I drank that pot of coffee in ten minutes flat.
I'm not a handsome guy, and I didn't look my best when I first came to look at the apartment. Thin brown hair receded into a widows peak, tired brown eyes hanging over dark pits, a lined, worn face with a few days stubble to complete the package. I wasn't going to be picking up any respectable dates soon.
None of that explained why the old man kept a hawkish eye on me as he showed me the place. Well, I did laugh inadvertently when he told me the last fellow shotgunned his brains all over the kitchen sink after strangling his girl in their bed. So that may have done it.
I think he sensed something off about me from the start; that was just the clincher. It was very active that day. Chattering and giggling in the background like a Lovecraftian DVD commentary. I wandered through the dead couples apartment in a fugue, drifting through their atmosphere as the old man showed me around. Their belongings hadn't yet been claimed, and being a young couple, their obscure tastes were proudly presented.
We're individuals! They spoke to me. We're unique little snowflakes, see?
Ha! No, you go crazy and die just like everyone else; even if you read Frank Miller, sit on extra large bean bags, and collect posters for shitty horror movies made before you were born. Maybe especially. After all, I'd been palling around with my little hitchhiker buddy for as long as they'd been alive, and I'd made it that far.
I understood why the kid chose the sink. Above it was a large window overlooking Lake Maria, Judgewood's centerpiece and main source of tourism. She was wide and clear beneath a wonderfully clouded April sky, and I'd fallen in love with her before I'd set foot in the apartment. She seemed to lance the tension and despair from my infected head with every second I rested my eyes on her.
"I'll take it."
The old man hunched his shoulders, as if expecting a blow. I stifled another laugh.
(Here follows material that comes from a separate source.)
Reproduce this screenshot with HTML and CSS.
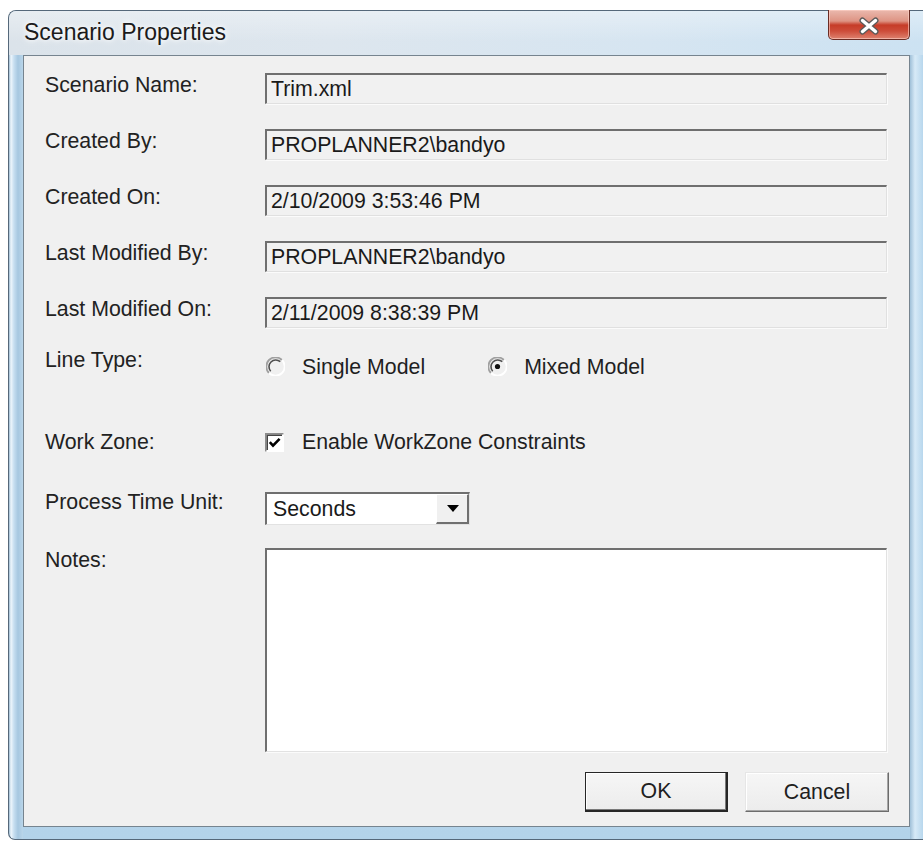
FILE: index.html
```html
<!DOCTYPE html>
<html lang="en">
<head>
<meta charset="utf-8">
<title>Scenario Properties</title>
<link rel="stylesheet" href="styles.css">
</head>
<body>
<div class="window">
  <div class="titlebar">
    <span class="title">Scenario Properties</span>
    <button class="close" type="button" aria-label="Close">
      <svg width="26" height="18" viewBox="0 0 26 18">
        <path d="M6.5 3.5 L19.5 14.5 M19.5 3.5 L6.5 14.5" stroke="#5a5a5a" stroke-width="6" stroke-linecap="round" fill="none"/>
        <path d="M6.5 3.5 L19.5 14.5 M19.5 3.5 L6.5 14.5" stroke="#ffffff" stroke-width="3.4" stroke-linecap="round" fill="none"/>
      </svg>
    </button>
  </div>

  <div class="client">
    <form class="form">
      <div class="row">
        <label class="label" for="f-name">Scenario Name:</label>
        <input class="field" id="f-name" readonly value="Trim.xml">
      </div>
      <div class="row">
        <label class="label" for="f-created-by">Created By:</label>
        <input class="field" id="f-created-by" readonly value="PROPLANNER2\bandyo">
      </div>
      <div class="row">
        <label class="label" for="f-created-on">Created On:</label>
        <input class="field" id="f-created-on" readonly value="2/10/2009 3:53:46 PM">
      </div>
      <div class="row">
        <label class="label" for="f-mod-by">Last Modified By:</label>
        <input class="field" id="f-mod-by" readonly value="PROPLANNER2\bandyo">
      </div>
      <div class="row">
        <label class="label" for="f-mod-on">Last Modified On:</label>
        <input class="field" id="f-mod-on" readonly value="2/11/2009 8:38:39 PM">
      </div>

      <div class="row row-line">
        <span class="label">Line Type:</span>
        <div class="radios">
          <span class="radio">
            <svg class="radio-mark" width="19" height="19" viewBox="0 0 19 19">
              <path d="M16 3 A9 9 0 0 0 3 16" stroke="#a0a0a0" stroke-width="1.8" fill="none"/>
              <path d="M14.3 4.7 A6.8 6.8 0 0 0 4.7 14.3" stroke="#505050" stroke-width="1.6" fill="none"/>
              <path d="M3 16 A9 9 0 0 0 16 3" stroke="#ffffff" stroke-width="1.8" fill="none"/>
            </svg>
            Single Model
          </span>
          <span class="radio">
            <svg class="radio-mark" width="19" height="19" viewBox="0 0 19 19">
              <path d="M16 3 A9 9 0 0 0 3 16" stroke="#a0a0a0" stroke-width="1.8" fill="none"/>
              <path d="M14.3 4.7 A6.8 6.8 0 0 0 4.7 14.3" stroke="#505050" stroke-width="1.6" fill="none"/>
              <path d="M3 16 A9 9 0 0 0 16 3" stroke="#ffffff" stroke-width="1.8" fill="none"/>
              <circle cx="9.5" cy="9.5" r="2.6" fill="#111111"/>
            </svg>
            Mixed Model
          </span>
        </div>
      </div>

      <div class="row row-zone">
        <span class="label">Work Zone:</span>
        <span class="check">
          <svg class="check-mark" width="19" height="19" viewBox="0 0 19 19">
            <rect width="19" height="19" fill="#ffffff"/>
            <path d="M0.75 18.5 V0.75 H18.5" stroke="#8c8c8c" stroke-width="1.5" fill="none"/>
            <path d="M2.25 17 V2.25 H17" stroke="#444444" stroke-width="1.5" fill="none"/>
            <path d="M4.8 9.2 L8 12.6 L14.6 5.8" stroke="#000000" stroke-width="2.6" fill="none"/>
          </svg>
          Enable WorkZone Constraints
        </span>
      </div>

      <div class="row row-unit">
        <span class="label">Process Time Unit:</span>
        <div class="select">
          <span class="select-value">Seconds</span>
          <span class="select-button">
            <svg width="12" height="7" viewBox="0 0 12 7"><path d="M0 0 H12 L6 7 Z" fill="#000000"/></svg>
          </span>
        </div>
      </div>

      <div class="row row-notes">
        <label class="label" for="f-notes">Notes:</label>
        <textarea class="notes" id="f-notes"></textarea>
      </div>
    </form>

    <div class="buttons">
      <button class="btn btn-default" type="button">OK</button>
      <button class="btn" type="button">Cancel</button>
    </div>
  </div>
</div>
</body>
</html>
```

FILE: styles.css
```css
html, body {
  margin: 0;
  padding: 0;
  background: #ffffff;
  overflow: hidden;
}

body {
  font-family: "Liberation Sans", Arial, sans-serif;
  font-size: 21.3px;
  color: #1f1f1f;
}

/* window frame (glass) */
.window {
  box-sizing: border-box;
  width: 915px;
  height: 830px;
  margin: 10px 0 0 8px;
  border: 1px solid #55687a;
  border-right: none;
  border-radius: 8px 0 0 7px;
  display: flex;
  flex-direction: column;
  background:
    linear-gradient(to right, #9dbcd3 0, #eef6fc 2px, #c6def0 5px, #a6c7e0 9px, #bad6ea 14px) left top / 14px 100% no-repeat,
    linear-gradient(to right, #9fc0d8 0, #d7eaf7 5px, #b8d7ed 13px) right top / 13px 100% no-repeat,
    linear-gradient(to bottom, #c4def0, #b3d3ea);
}

.titlebar {
  height: 44px;
  flex: none;
  display: flex;
  align-items: flex-start;
  border-radius: 7px 0 0 0;
  background:
    linear-gradient(to bottom, rgba(255, 255, 255, 0.35), rgba(255, 255, 255, 0) 70%),
    linear-gradient(to right, #dbe3ea 0, #dde6ee 35%, #d6e5f1 70%, #cce2f2 100%);
}

.title {
  padding: 8px 0 0 15px;
  font-size: 23px;
  line-height: 27px;
  color: #1b1b1b;
  text-shadow: 0 0 8px #ffffff, 0 0 4px #ffffff;
}

.close {
  margin: -1px 13px 0 auto;
  width: 82px;
  height: 30px;
  padding: 0;
  border: 1px solid #6a2c24;
  border-top: none;
  border-radius: 0 0 5px 5px;
  display: flex;
  align-items: center;
  justify-content: center;
  background: linear-gradient(to bottom, #eab9ae 0, #de9484 38%, #c63c28 52%, #cd4c39 72%, #de826f 100%);
  box-shadow: inset 0 0 0 1px rgba(255, 210, 200, 0.6);
}

.close svg {
  display: block;
  margin-top: 2px;
}

/* dialog client area */
.client {
  flex: 1;
  margin: 0 13px 12px 14px;
  border: 1px solid #76848f;
  background: #f0f0f0;
  padding: 17px 22px 0 21px;
  display: flex;
  flex-direction: column;
}

.form {
  display: flex;
  flex-direction: column;
  margin: 0;
}

.row {
  display: grid;
  grid-template-columns: 220px 1fr;
  align-items: start;
}

.row + .row {
  margin-top: 25px;
}

.label {
  line-height: 25px;
  white-space: nowrap;
  color: #222222;
}

.field {
  box-sizing: border-box;
  width: 100%;
  height: 31px;
  margin: 0;
  padding: 0 0 0 4px;
  font: inherit;
  line-height: 27px;
  color: #1a1a1a;
  background: #f1f1f1;
  border-style: solid;
  border-width: 2px 1px 1px 2px;
  border-color: #6f6f6f #e0e0e0 #e0e0e0 #6f6f6f;
  box-shadow: 1px 1px 0 #fbfbfb;
  outline: none;
}

.row-line { margin-top: 20px !important; }
.row-zone { margin-top: 50px !important; }
.row-unit { margin-top: 35px !important; }
.row-notes { margin-top: 23px !important; }

.radios {
  display: flex;
  padding-top: 7px;
  line-height: 25px;
  gap: 62px;
}

.radio {
  display: inline-flex;
  align-items: center;
  gap: 17px;
  white-space: nowrap;
  margin-left: 1px;
}

.radio-mark {
  display: block;
  flex: none;
  margin-top: -3px;
}

.check {
  display: inline-flex;
  align-items: center;
  gap: 18px;
  line-height: 25px;
  white-space: nowrap;
}

.check-mark {
  display: block;
  flex: none;
  margin-top: -1px;
}

.select {
  box-sizing: border-box;
  width: 205px;
  height: 33px;
  margin-top: 2px;
  display: flex;
  background: #ffffff;
  border-style: solid;
  border-width: 2px 1px 1px 2px;
  border-color: #6f6f6f #e2e2e2 #e2e2e2 #6f6f6f;
}

.select-value {
  flex: 1;
  padding: 1px 0 0 6px;
  line-height: 28px;
  color: #1a1a1a;
}

.select-button {
  box-sizing: border-box;
  width: 33px;
  display: flex;
  align-items: center;
  justify-content: center;
  background: #f0f0f0;
  border-style: solid;
  border-width: 1px 2px 2px 1px;
  border-color: #ffffff #707070 #707070 #ffffff;
}

.select-button svg {
  display: block;
  margin-left: 1px;
}

.notes {
  box-sizing: border-box;
  display: block;
  width: 100%;
  height: 204px;
  margin: 0;
  padding: 2px 4px;
  font: inherit;
  resize: none;
  outline: none;
  background: #ffffff;
  border-style: solid;
  border-width: 2px 1px 1px 2px;
  border-color: #6f6f6f #e2e2e2 #e2e2e2 #6f6f6f;
  box-shadow: 1px 1px 0 #fbfbfb;
}

/* dialog buttons */
.buttons {
  display: flex;
  justify-content: flex-end;
  gap: 17px;
  margin: 20px -2px 0 0;
}

.btn {
  box-sizing: border-box;
  width: 144px;
  height: 40px;
  padding: 0;
  font: inherit;
  color: #202020;
  background: linear-gradient(to bottom, #f6f6f6, #ececec);
  border: 1px solid;
  border-color: #e6e6e6 #6c6c6c #6c6c6c #e6e6e6;
  box-shadow: inset -1px -1px 0 #a6a6a6, inset 1px 1px 0 #ffffff;
}

.btn-default {
  width: 143px;
  border: 2px solid #262626;
  border-top-width: 1px;
  border-left-width: 1px;
  box-shadow: inset -1px -1px 0 #7a7a7a, inset 1px 1px 0 #ffffff;
}
```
His back had been turned to me as he showed me the pantry connected to the kitchen, so I'd picked a good time.
"We haven't even discussed rent." Mistrustful eyes searched me over.
"I doubt you're asking much, what with the little drama that played out here." And if you are, I don't care, I kept to myself. "Let's sign some papers."
"It's one-thousand a month, plus utilities. I take care of the trash and the driveway." He eyeballed me.
I remained placid.
"Their stuff won't be gone till next week." He continued.
"Whatever. Can we do this thing?"
As we signed our Hancocks, I noticed how feminine and graceful the old mans hands were. It mused on breaking them, one knuckle at a time.
"Shut up."
"Excuse me?" The old man asked, surprise and fear darting across his face in equal measure.
Woops. "Nothing, my apologies. I believe we're done here."
The old man was glad to hear that, happily showing me out the door and down the stairs. Must be pretty desperate if he's willing to rent to me.
I had no idea how much power it was beginning to exert.